Diesen Schmelztiegel gesellschaftlicher Veränderungen erläutert Martin Veith in seinem 2022 beim Verlag Edition AV erschienenen Buch „Fragmente zu Anarchismus und Anarcho-Syndikalismus in der Bukowina“ in derart verständlichen Worten, dass sich diese komplexen Zusammenhänge auch ohne Vorkenntnisse erschließen. Veith gilt durch mehrere Studien zur Geschichte der freiheitlich-emanzipatorischen Arbeiterbewegung in Rumänien als Kenner auf diesem Gebiet. Überhaupt war er (international) der erste, der sich aus libertärer Sicht mit der rumänischen Arbeiterbewegung befasste.
Im vorliegenden Buch stützt er sich biographisch vor allem auf den nahe der Hauptstadt Czernowitz aufgewachsenen Anarchisten Mechel Stanger (1909-1984), der hier eingangs seine aufregende Flucht aus Rumänien nach Deutschland schilderte: In Berlin angekommen, erhielt er Unterstützung von dortigen Anarchisten und Syndikalisten. Stanger hatte internationale Kontakte, 1937 kämpfte er in Spanien für die dortige soziale Revolution, genauso wie der ebenfalls in der Bukowina aufgewachsene und im Buch portraitierte Anarchist David Stetner.  
Neben diesen biographischen Schwerpunkten präsentiert Veith auch zwei Organisationen aus der Bukowina der frühen 1930er Jahre: Die „Internationale Rote Hilfe“ (MOPR) und die rumänische Sektion der anarcho-syndikalistischen Organisation „Internationale Arbeiter-Assoziation“ (IAA). Letztere hatte kein langes Leben. Zu stark erwies sich die politische Verfolgung ihrer Mitglieder, die im Buch auch kurz porträtiert werden. Die „Internationale Rote Hilfe“ war zwar keine freiheitlich-sozialistische Organisation, allerdings zeigt ihre Geschichte die Brutalitäten des rumänischen Staates und seiner damaligen Handlanger auf. Das betraf besonders Josef Feldmann und Polia Vascauteanu, deren Prozessverläufe und bestialische Folterungen sehr ausführlich dokumentiert werden.
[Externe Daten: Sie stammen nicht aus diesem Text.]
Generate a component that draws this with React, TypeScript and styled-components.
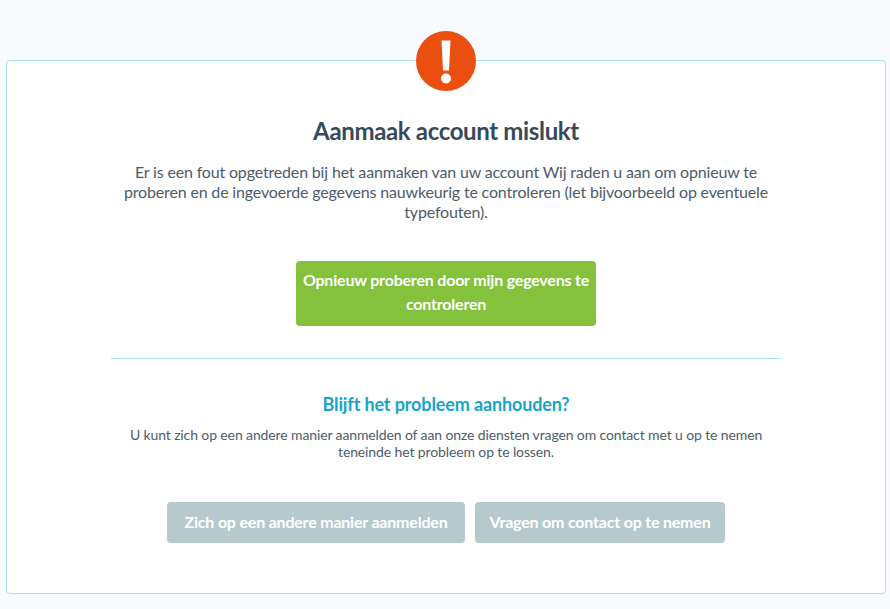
import React from "react";
import styled, { createGlobalStyle } from "styled-components";

const Global = createGlobalStyle`
  html, body {
    margin: 0;
    padding: 0;
    background: #f9fafd;
    font-family: "Lato", "Noto Sans", sans-serif;
  }
`;

const Page = styled.div`
  height: 609px;
  box-sizing: border-box;
  padding: 60px 4px 15px 6px;
`;

const Card = styled.section`
  position: relative;
  box-sizing: border-box;
  height: 534px;
  background: #fff;
  border: 1px solid #a8e2e6;
  border-radius: 4px;
  padding: 55px 104px 0;
  display: flex;
  flex-direction: column;
  align-items: center;
  text-align: center;
`;

const Badge = styled.svg`
  position: absolute;
  top: -30px;
  left: 409px;
  width: 60px;
  height: 60px;
`;

const Title = styled.h1`
  margin: 0;
  font-size: 24px;
  line-height: 30px;
  font-weight: 700;
  letter-spacing: -0.35px;
  color: #364a5a;
`;

const Intro = styled.p`
  margin: 16px 0 0;
  font-size: 16px;
  line-height: 20px;
  letter-spacing: -0.17px;
  color: #4c5c6c;
`;

const Button = styled.button<{ $tone: "green" | "grey" }>`
  border: 0;
  border-radius: 4px;
  font-family: inherit;
  font-weight: 700;
  font-size: 16px;
  letter-spacing: -0.2px;
  color: #fff;
  background: ${(p) => (p.$tone === "green" ? "#84c13d" : "#b6c9cd")};
`;

const RetryButton = styled(Button)`
  margin-top: 39px;
  width: 300px;
  height: 65px;
  line-height: 24px;
  padding: 0 6px 4px;
`;

const Divider = styled.hr`
  align-self: stretch;
  width: 670px;
  margin: 32px 0 0;
  border: 0;
  border-top: 1px solid #a8e2e6;
`;

const SubTitle = styled.h2`
  margin: 34px 0 0;
  font-size: 18px;
  line-height: 22px;
  font-weight: 700;
  letter-spacing: -0.13px;
  color: #17a5c6;
`;

const Help = styled.p`
  margin: 11px 0 0;
  font-size: 14px;
  line-height: 17px;
  letter-spacing: -0.12px;
  color: #4c5c6c;
`;

const Actions = styled.div`
  display: flex;
  gap: 10px;
  margin-top: 42px;
`;

const ActionButton = styled(Button)<{ $w: number }>`
  width: ${(p) => p.$w}px;
  height: 41px;
  padding: 0 6px 3px;
`;

export default function App() {
  return (
    <>
      <Global />
      <Page>
        <Card>
          <Badge viewBox="0 0 60 60">
            <circle cx="30" cy="30" r="30" fill="#ea4f10" />
            <path d="M25.5 9.5 L34.5 9.5 L33 39.5 L27 39.5 Z" fill="#fff" />
            <circle cx="30" cy="47.5" r="5" fill="#fff" />
          </Badge>
          <Title>Aanmaak account mislukt</Title>
          <Intro>
            Er is een fout opgetreden bij het aanmaken van uw account Wij raden u aan om opnieuw te
            proberen en de ingevoerde gegevens nauwkeurig te controleren (let bijvoorbeeld op eventuele
            typefouten).
          </Intro>
          <RetryButton $tone="green">Opnieuw proberen door mijn gegevens te controleren</RetryButton>
          <Divider />
          <SubTitle>Blijft het probleem aanhouden?</SubTitle>
          <Help>
            U kunt zich op een andere manier aanmelden of aan onze diensten vragen om contact met u op te nemen
            teneinde het probleem op te lossen.
          </Help>
          <Actions>
            <ActionButton $tone="grey" $w={298}>Zich op een andere manier aanmelden</ActionButton>
            <ActionButton $tone="grey" $w={250}>Vragen om contact op te nemen</ActionButton>
          </Actions>
        </Card>
      </Page>
    </>
  );
}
Veith bedient sich reichhaltiger Quellen, die nicht nur zur Illustration beitragen, sondern von hohem wissenschaftlichen Wert sind, geeignet zum Weiterforschen. Darunter befinden sich akribisch ausgewertete zeitgenössische rumänisch- und deutschsprachige Zeitungen. Im einleitenden Teil präsentiert er zudem eine aktualisierte Kurzbiographie des in der Bukowina geborenen Narodniki und Anarchisten Zamfir C. Arbore, der zeitweise als Sekretär des Anarchisten Michael Bakunin tätig war und großen Einfluss auf die sozialistische Bewegung Rumäniens ausübte.
Mag dieses Buch mit seiner Aufarbeitung der Vergangenheit einen Beitrag leisten zu einem friedlichen Europa ohne Kriege, in welchem das Miteinander verschiedener Kulturen im Vordergrund steht.